» **PROBLEM DESCRIPTION**:
Only the lines from the top of the listing below to the line that has "leading-[17px] pl-[4px] pr-[6px]" should be echoed, with both ends kept and pictures left out.
• • •
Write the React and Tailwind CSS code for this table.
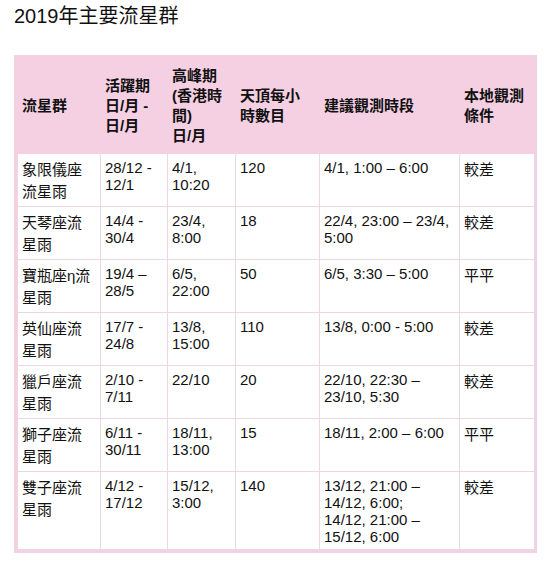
import React from "react";

const rows = [
    ["象限儀座流星雨", "28/12 - 12/1", "4/1, 10:20", "120", "4/1, 1:00 – 6:00", "較差"],
    ["天琴座流星雨", "14/4 - 30/4", "23/4, 8:00", "18", "22/4, 23:00 – 23/4, 5:00", "較差"],
    ["寶瓶座η流星雨", "19/4 – 28/5", "6/5, 22:00", "50", "6/5, 3:30 – 5:00", "平平"],
    ["英仙座流星雨", "17/7 - 24/8", "13/8, 15:00", "110", "13/8, 0:00 - 5:00", "較差"],
    ["獵戶座流星雨", "2/10 - 7/11", "22/10", "20", "22/10, 22:30 – 23/10, 5:30", "較差"],
    ["獅子座流星雨", "6/11 - 30/11", "18/11, 13:00", "15", "18/11, 2:00 – 6:00", "平平"],
    [
        "雙子座流星雨",
        "4/12 - 17/12",
        "15/12, 3:00",
        "140",
        <>
            13/12, 21:00 – 14/12, 6:00;
            <br />
            14/12, 21:00 – 15/12, 6:00
        </>,
        "較差",
    ],
];

const th = "text-left align-middle font-bold leading-[20px] pl-[4px] pr-[6px] py-[7px] border border-[#f5d0e3]";
// chinese columns get a taller line than the numeric ones
const tdCjk = "align-top leading-[21.5px] pl-[4px] pr-[6px] pt-[5px] pb-[4px] border border-[#ecd7e2]";
const tdNum = "align-top leading-[17px] pl-[4px] pr-[6px] pt-[5px] pb-[4px] border border-[#ecd7e2]";

export default function App() {
    return (
        <div
            className="bg-white text-[#111] px-[14px] pt-[1px] pb-4 w-[550px]"
            style={{ fontFamily: '"Liberation Sans", "Noto Sans CJK TC", sans-serif' }}
        >
            <h2 className="text-[20px] leading-normal mb-[24px]">2019年主要流星群</h2>

            <div className="w-[523px] border-[3px] border-[#f5d0e3]">
                <table className="w-full table-fixed border-collapse text-[15px]">
                    <colgroup>
                        <col className="w-[83px]" />
                        <col className="w-[67px]" />
                        <col className="w-[68px]" />
                        <col className="w-[84px]" />
                        <col className="w-[140px]" />
                        <col className="w-[75px]" />
                    </colgroup>
                    <thead>
                        <tr className="bg-[#f5d0e3]">
                            <th className={th}>流星群</th>
                            <th className={th}>
                                活躍期
                                <br />
                                日/月 -
                                <br />
                                日/月
                            </th>
                            <th className={th}>
                                高峰期
                                <br />
                                (香港時間)
                                <br />
                                日/月
                            </th>
                            <th className={th}>天頂每小時數目</th>
                            <th className={th}>建議觀測時段</th>
                            <th className={th}>本地觀測條件</th>
                        </tr>
                    </thead>
                    <tbody>
                        {rows.map((row, i) => (
                            <tr key={i} className="bg-white">
                                {row.map((cell, j) => (
                                    <td key={j} className={j === 0 || j === 5 ? tdCjk : tdNum}>
                                        {cell}
                                    </td>
                                ))}
                            </tr>
                        ))}
                    </tbody>
                </table>
            </div>
        </div>
    );
}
• • •
» **RESULT**:
Write the React and Tailwind CSS code for this table.
import React from "react";

const rows = [
    ["象限儀座流星雨", "28/12 - 12/1", "4/1, 10:20", "120", "4/1, 1:00 – 6:00", "較差"],
    ["天琴座流星雨", "14/4 - 30/4", "23/4, 8:00", "18", "22/4, 23:00 – 23/4, 5:00", "較差"],
    ["寶瓶座η流星雨", "19/4 – 28/5", "6/5, 22:00", "50", "6/5, 3:30 – 5:00", "平平"],
    ["英仙座流星雨", "17/7 - 24/8", "13/8, 15:00", "110", "13/8, 0:00 - 5:00", "較差"],
    ["獵戶座流星雨", "2/10 - 7/11", "22/10", "20", "22/10, 22:30 – 23/10, 5:30", "較差"],
    ["獅子座流星雨", "6/11 - 30/11", "18/11, 13:00", "15", "18/11, 2:00 – 6:00", "平平"],
    [
        "雙子座流星雨",
        "4/12 - 17/12",
        "15/12, 3:00",
        "140",
        <>
            13/12, 21:00 – 14/12, 6:00;
            <br />
            14/12, 21:00 – 15/12, 6:00
        </>,
        "較差",
    ],
];

const th = "text-left align-middle font-bold leading-[20px] pl-[4px] pr-[6px] py-[7px] border border-[#f5d0e3]";
// chinese columns get a taller line than the numeric ones
const tdCjk = "align-top leading-[21.5px] pl-[4px] pr-[6px] pt-[5px] pb-[4px] border border-[#ecd7e2]";
const tdNum = "align-top leading-[17px] pl-[4px] pr-[6px] pt-[5px] pb-[4px] border border-[#ecd7e2]";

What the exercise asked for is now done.